Fuga XVIII a 4 voci, in G#-moll
In this installation, four “lizards” with bodies consisting of text move up the wall in a four-part fugue. Word by word, the lizards throw their sentences out on the wall, which is gradually filled with text, as long as the audience keeps the work in motion by tapping Morse code on the four signal keys that are the interface of the exhibition.
Olympia
Olympia is a mechatronic coloratura soprano equipped with a virtual voice and a virtuosity of movement. Her body consists of rusty machine parts, governed like a giant marionette by 16 motors connected to a computer in the ceiling. Apart from the guidance of the program code, Olympia’s dance is also governed by gravity and by the secondary movements that appear when her body swings along and the movements die away after quick pulls on her wires.
To create “Olympia” was a much more complicated task than I could predict, when we started to plan the project. The process was also much larger than in my earlier mechatronical dance works. Perhaps this was a stroke of luck, because if we had known about and been able to predict all the problems, it might have been hard to keep up the necessary enthusiasm for the idea.

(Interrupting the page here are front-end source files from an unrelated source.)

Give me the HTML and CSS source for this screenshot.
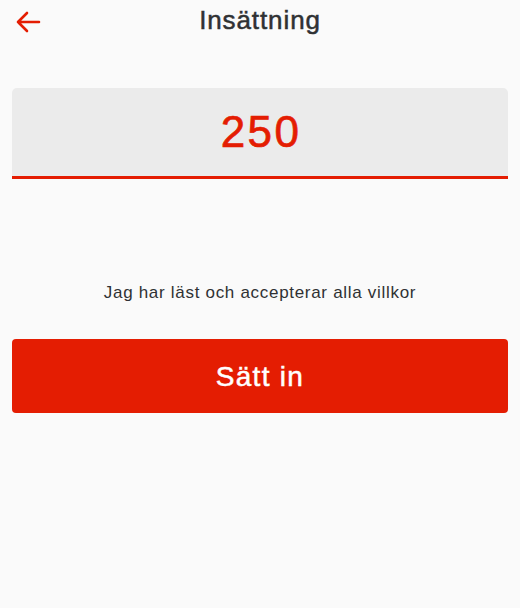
FILE: index.html
```html
<!DOCTYPE html>
<html lang="sv">
<head>
<meta charset="utf-8">
<link rel="stylesheet" href="styles.css">
</head>
<body>
<div class="page">
  <header class="header">
    <button class="back" aria-label="Tillbaka">
      <svg width="26" height="22" viewBox="0 0 26 22"><path d="M12 2 L3 11 L12 20 M3 11 H24" fill="none" stroke="#e41d02" stroke-width="2.6" stroke-linecap="round" stroke-linejoin="round"/></svg>
    </button>
    <h1 class="title">Insättning</h1>
  </header>
  <div class="amount">250</div>
  <p class="terms">Jag har läst och accepterar alla villkor</p>
  <button class="submit">Sätt in</button>
</div>
</body>
</html>
```
FILE: styles.css
```css
html, body { margin: 0; padding: 0; background: #fafafa; }
body { font-family: "Liberation Sans", Arial, sans-serif; color: #2f3133; }
.page { display: flex; flex-direction: column; padding: 0 12px; }
.header { position: relative; height: 44px; display: flex; align-items: center; justify-content: center; }
.back { position: absolute; left: 3px; top: 11px; background: none; border: 0; padding: 0; width: 30px; height: 22px; display: flex; }
.title { margin: 0 0 4px; font-size: 26px; font-weight: 400; -webkit-text-stroke: 0.5px #2f3133; color: #2f3133; letter-spacing: 0.9px; }
.amount { margin-top: 44px; height: 88px; background: #ebebeb; border-radius: 5px 5px 0 0; border-bottom: 3px solid #e41d02; display: flex; align-items: center; justify-content: center; font-size: 44px; color: #e41d02; -webkit-text-stroke: 0.7px #e41d02; letter-spacing: 2.4px; padding-left: 2px; }
.terms { margin: 104px 0 0; text-align: center; font-size: 17px; color: #2f3133; line-height: 20px; letter-spacing: 0.7px; }
.submit { margin-top: 36px; height: 74px; background: #e41d02; border: 0; border-radius: 4px; color: #fff; font-family: inherit; font-size: 28px; -webkit-text-stroke: 0.5px #fff; letter-spacing: 1.3px; padding-top: 2px; }
```
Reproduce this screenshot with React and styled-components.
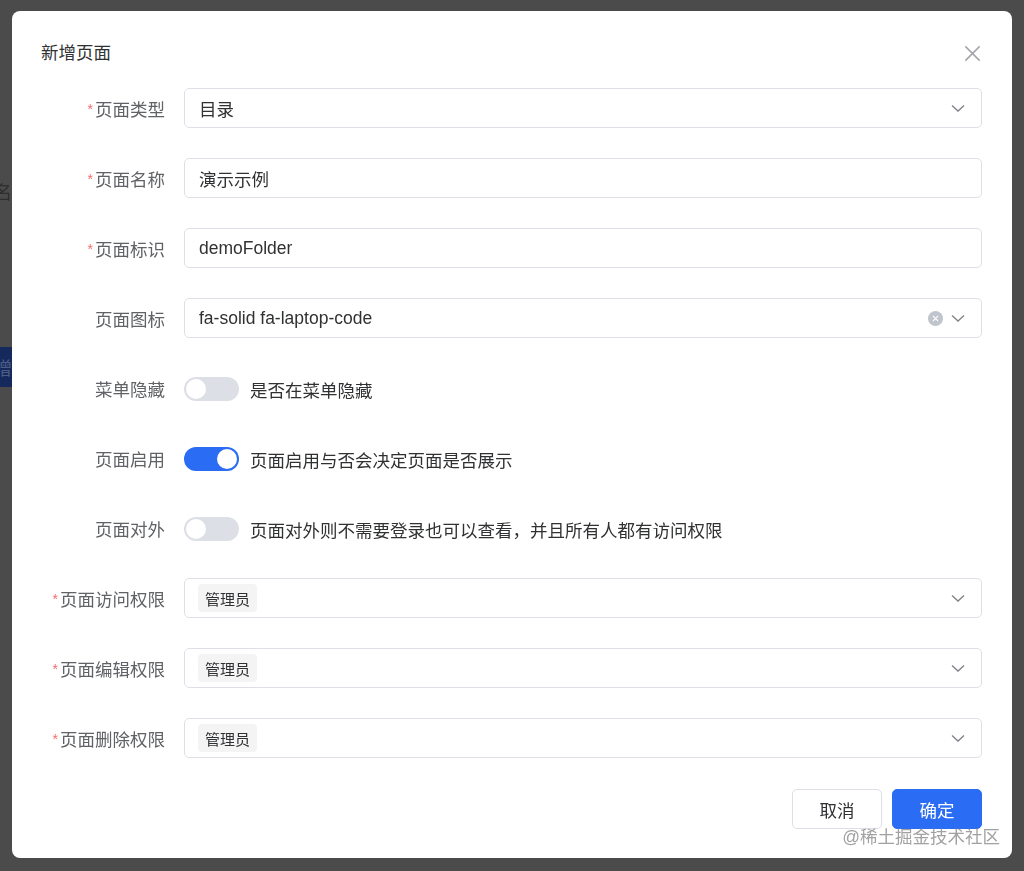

The fact that, each time we have found a solution to a difficult issue in the construction process, I feel that we have resolved the hardest problem, makes it possible for me to work on until every part is working and the whole artefact can start to live its own life. The first image of the work and the process always turns out to be a radical simplification of reality. In the realisation phase, a great amount of unpredictable tasks and decisions arise. The unawareness of future difficulties is the very nurture that gives me the energy to start a new choreographic research.